Everything in the listing except the pictures should be written out exactly.

BEGIN

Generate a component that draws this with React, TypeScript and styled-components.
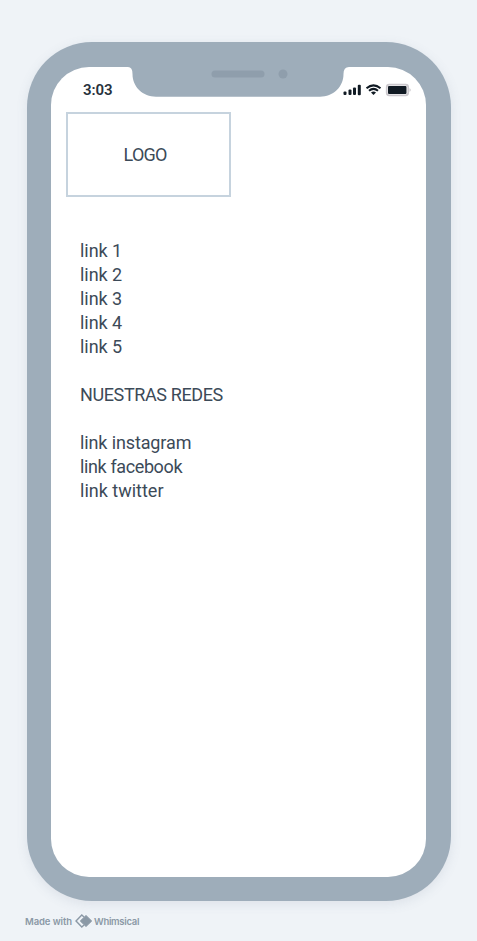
import React from "react";
import styled, { createGlobalStyle } from "styled-components";

const GlobalStyle = createGlobalStyle`
  * { box-sizing: border-box; }
  body { margin: 0; background: #eff3f7; }
`;

const Page = styled.main`
  min-height: 941px;
  width: 477px;
  padding: 42.2px 26px 0 26.5px;
  background: #eff3f7;
  font-family: Roboto, "Liberation Sans", sans-serif;
  color: #3c4a58;
`;

const Phone = styled.section`
  width: 424px;
  height: 859.2px;
  padding: 24.5px 24.5px 24px 24.5px;
  border-radius: 65px;
  background: #9eadba;
  box-shadow: 0 3px 12px rgba(90, 110, 130, 0.12);
`;

const Screen = styled.div`
  height: 810.6px;
  border-radius: 38px;
  background: #fff;
  overflow: hidden;
`;

const StatusBar = styled.header`
  display: flex;
  height: 45.6px;
  align-items: flex-start;
`;

const Clock = styled.time`
  width: 77px;
  padding: 13.5px 0 0 32px;
  font-size: 15px;
  line-height: 20px;
  font-weight: 600;
  letter-spacing: -0.05px;
  color: #28323d;
`;

const Notch = styled.svg`
  flex: none;
  display: block;
`;

const StatusIcons = styled.svg`
  flex: none;
  display: block;
  margin: 14px 0 0 -6px;
`;

const Logo = styled.div`
  display: flex;
  align-items: center;
  justify-content: center;
  width: 165.4px;
  height: 85px;
  margin-left: 14.6px;
  padding-right: 6.5px;
  border: 2px solid #c6d3de;
`;

const Menu = styled.nav`
  display: flex;
  flex-direction: column;
  gap: 24px;
  padding: 41.7px 0 0 29px;
`;

const LinkList = styled.ul`
  margin: 0;
  padding: 0;
  list-style: none;
`;

const Label = styled.span<{ $spacing?: number }>`
  display: block;
  font-size: 18px;
  font-weight: 400;
  line-height: 24px;
  white-space: nowrap;
  letter-spacing: ${({ $spacing = 0 }) => $spacing}px;
`;

const Credit = styled.footer`
  display: flex;
  align-items: center;
  height: 16px;
  margin: 12px 0 0 -1.5px;
  font-family: Inter, sans-serif;
  font-size: 9.5px;
  color: #8b99a6;
`;

const CreditText = styled.span<{ $width: number; $spacing: number }>`
  width: ${({ $width }) => $width}px;
  font-weight: 600;
  letter-spacing: ${({ $spacing }) => $spacing}px;
  white-space: nowrap;
`;

const Mark = styled.svg`
  flex: none;
  margin-right: 1px;
`;

const pages = [1, 2, 3, 4, 5];
const networks = [
  { name: "instagram", spacing: -0.12 },
  { name: "facebook", spacing: -0.38 },
  { name: "twitter", spacing: 0 },
];

export default function App() {
  return (
    <Page>
      <GlobalStyle />
      <Phone>
        <Screen>
          <StatusBar>
            <Clock>3:03</Clock>
            <Notch width="221" height="31" viewBox="0 0 221 31">
              <path
                d="M0 0H221Q215.500 0 215.500 7C215.500 20 205 29.700 192 29.700H28C15 29.700 4.500 20 4.500 7Q4.500 0 0 0Z"
                fill="#9eadba"
              />
              <rect x="83.500" y="3.500" width="53" height="7" rx="3.500" fill="#8f9eac" />
              <circle cx="155" cy="7" r="4.500" fill="#8f9eac" />
            </Notch>
            <StatusIcons width="70" height="18" viewBox="0 0 70 18">
              <g fill="#101a23">
                <rect x="0.500" y="10.500" width="3" height="3.500" rx="1" />
                <rect x="5.500" y="8.500" width="3" height="5.500" rx="1" />
                <rect x="10" y="6.500" width="3" height="7.500" rx="1" />
                <rect x="14.800" y="3.800" width="3" height="10.500" rx="1" />
                <path d="M28 11.500Q30.500 9.500 33 11.500L30.500 14Z" />
                <rect x="45" y="5" width="18.500" height="8" rx="1" />
              </g>
              <g fill="none" stroke="#101a23" strokeWidth="2">
                <path d="M23.500 7.300Q30.500 1.500 37.500 7.300" />
                <path d="M26 9.700Q30.500 6 35 9.700" />
              </g>
              <rect x="43.700" y="3.700" width="21.500" height="10.600" rx="2.500" fill="none" stroke="#cbc8cd" strokeWidth="1.700" />
              <path d="M66.500 7Q69 9 66.500 11Z" fill="#cbc8cd" />
            </StatusIcons>
          </StatusBar>
          <Logo>
            <Label $spacing={-0.8}>LOGO</Label>
          </Logo>
          <Menu>
            <LinkList>
              {pages.map((n) => (
                <li key={n}>
                  <Label $spacing={-0.05}>link {n}</Label>
                </li>
              ))}
            </LinkList>
            <Label $spacing={-0.38}>NUESTRAS REDES</Label>
            <LinkList>
              {networks.map(({ name, spacing }) => (
                <li key={name}>
                  <Label $spacing={spacing}>link {name}</Label>
                </li>
              ))}
            </LinkList>
          </Menu>
        </Screen>
      </Phone>
      <Credit>
        <CreditText $width={50} $spacing={-0.1}>Made with</CreditText>
        <Mark width="18" height="14" viewBox="0 0 18 14">
          <path d="M9 3L6.800 1L1 7L6.800 13L9 11" fill="none" stroke="#8b99a6" strokeWidth="1.400" />
          <path d="M11 1.500L16.700 7L11 12.500L5.300 7Z" fill="#8b99a6" stroke="#8b99a6" strokeWidth="1" strokeLinejoin="round" />
        </Mark>
        <CreditText $width={46} $spacing={-0.3}>Whimsical</CreditText>
      </Credit>
    </Page>
  );
}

END

> **Response below**:
Generate a component that draws this with React, TypeScript and styled-components.
import React from "react";
import styled, { createGlobalStyle } from "styled-components";

const GlobalStyle = createGlobalStyle`
  * { box-sizing: border-box; }
  body { margin: 0; background: #eff3f7; }
`;

const Page = styled.main`
  min-height: 941px;
  width: 477px;
  padding: 42.2px 26px 0 26.5px;
  background: #eff3f7;
  font-family: Roboto, "Liberation Sans", sans-serif;
  color: #3c4a58;
`;

const Phone = styled.section`
  width: 424px;
  height: 859.2px;
  padding: 24.5px 24.5px 24px 24.5px;
  border-radius: 65px;
  background: #9eadba;
  box-shadow: 0 3px 12px rgba(90, 110, 130, 0.12);
`;

const Screen = styled.div`
  height: 810.6px;
  border-radius: 38px;
  background: #fff;
  overflow: hidden;
`;

const StatusBar = styled.header`
  display: flex;
  height: 45.6px;
  align-items: flex-start;
`;

const Clock = styled.time`
  width: 77px;
  padding: 13.5px 0 0 32px;
  font-size: 15px;
  line-height: 20px;
  font-weight: 600;
  letter-spacing: -0.05px;
  color: #28323d;
`;

const Notch = styled.svg`
  flex: none;
  display: block;
`;

const StatusIcons = styled.svg`
  flex: none;
  display: block;
  margin: 14px 0 0 -6px;
`;

const Logo = styled.div`
  display: flex;
  align-items: center;
  justify-content: center;
  width: 165.4px;
  height: 85px;
  margin-left: 14.6px;
  padding-right: 6.5px;
  border: 2px solid #c6d3de;
`;

const Menu = styled.nav`
  display: flex;
  flex-direction: column;
  gap: 24px;
  padding: 41.7px 0 0 29px;
`;

const LinkList = styled.ul`
  margin: 0;
  padding: 0;
  list-style: none;
`;

const Label = styled.span<{ $spacing?: number }>`
  display: block;
  font-size: 18px;
  font-weight: 400;
  line-height: 24px;
  white-space: nowrap;
  letter-spacing: ${({ $spacing = 0 }) => $spacing}px;
`;

const Credit = styled.footer`
  display: flex;
  align-items: center;
  height: 16px;
  margin: 12px 0 0 -1.5px;
  font-family: Inter, sans-serif;
  font-size: 9.5px;
  color: #8b99a6;
`;

const CreditText = styled.span<{ $width: number; $spacing: number }>`
  width: ${({ $width }) => $width}px;
  font-weight: 600;
  letter-spacing: ${({ $spacing }) => $spacing}px;
  white-space: nowrap;
`;

const Mark = styled.svg`
  flex: none;
  margin-right: 1px;
`;

const pages = [1, 2, 3, 4, 5];
const networks = [
  { name: "instagram", spacing: -0.12 },
  { name: "facebook", spacing: -0.38 },
  { name: "twitter", spacing: 0 },
];

export default function App() {
  return (
    <Page>
      <GlobalStyle />
      <Phone>
        <Screen>
          <StatusBar>
            <Clock>3:03</Clock>
            <Notch width="221" height="31" viewBox="0 0 221 31">
              <path
                d="M0 0H221Q215.500 0 215.500 7C215.500 20 205 29.700 192 29.700H28C15 29.700 4.500 20 4.500 7Q4.500 0 0 0Z"
                fill="#9eadba"
              />
              <rect x="83.500" y="3.500" width="53" height="7" rx="3.500" fill="#8f9eac" />
              <circle cx="155" cy="7" r="4.500" fill="#8f9eac" />
            </Notch>
            <StatusIcons width="70" height="18" viewBox="0 0 70 18">
              <g fill="#101a23">
                <rect x="0.500" y="10.500" width="3" height="3.500" rx="1" />
                <rect x="5.500" y="8.500" width="3" height="5.500" rx="1" />
                <rect x="10" y="6.500" width="3" height="7.500" rx="1" />
                <rect x="14.800" y="3.800" width="3" height="10.500" rx="1" />
                <path d="M28 11.500Q30.500 9.500 33 11.500L30.500 14Z" />
                <rect x="45" y="5" width="18.500" height="8" rx="1" />
              </g>
              <g fill="none" stroke="#101a23" strokeWidth="2">
                <path d="M23.500 7.300Q30.500 1.500 37.500 7.300" />
                <path d="M26 9.700Q30.500 6 35 9.700" />
              </g>
              <rect x="43.700" y="3.700" width="21.500" height="10.600" rx="2.500" fill="none" stroke="#cbc8cd" strokeWidth="1.700" />
              <path d="M66.500 7Q69 9 66.500 11Z" fill="#cbc8cd" />
            </StatusIcons>
          </StatusBar>
          <Logo>
            <Label $spacing={-0.8}>LOGO</Label>
          </Logo>
          <Menu>
            <LinkList>
              {pages.map((n) => (
                <li key={n}>
                  <Label $spacing={-0.05}>link {n}</Label>
                </li>
              ))}
            </LinkList>
            <Label $spacing={-0.38}>NUESTRAS REDES</Label>
            <LinkList>
              {networks.map(({ name, spacing }) => (
                <li key={name}>
                  <Label $spacing={spacing}>link {name}</Label>
                </li>
              ))}
            </LinkList>
          </Menu>
        </Screen>
      </Phone>
      <Credit>
        <CreditText $width={50} $spacing={-0.1}>Made with</CreditText>
        <Mark width="18" height="14" viewBox="0 0 18 14">
          <path d="M9 3L6.800 1L1 7L6.800 13L9 11" fill="none" stroke="#8b99a6" strokeWidth="1.400" />
          <path d="M11 1.500L16.700 7L11 12.500L5.300 7Z" fill="#8b99a6" stroke="#8b99a6" strokeWidth="1" strokeLinejoin="round" />
        </Mark>
        <CreditText $width={46} $spacing={-0.3}>Whimsical</CreditText>
      </Credit>
    </Page>
  );
}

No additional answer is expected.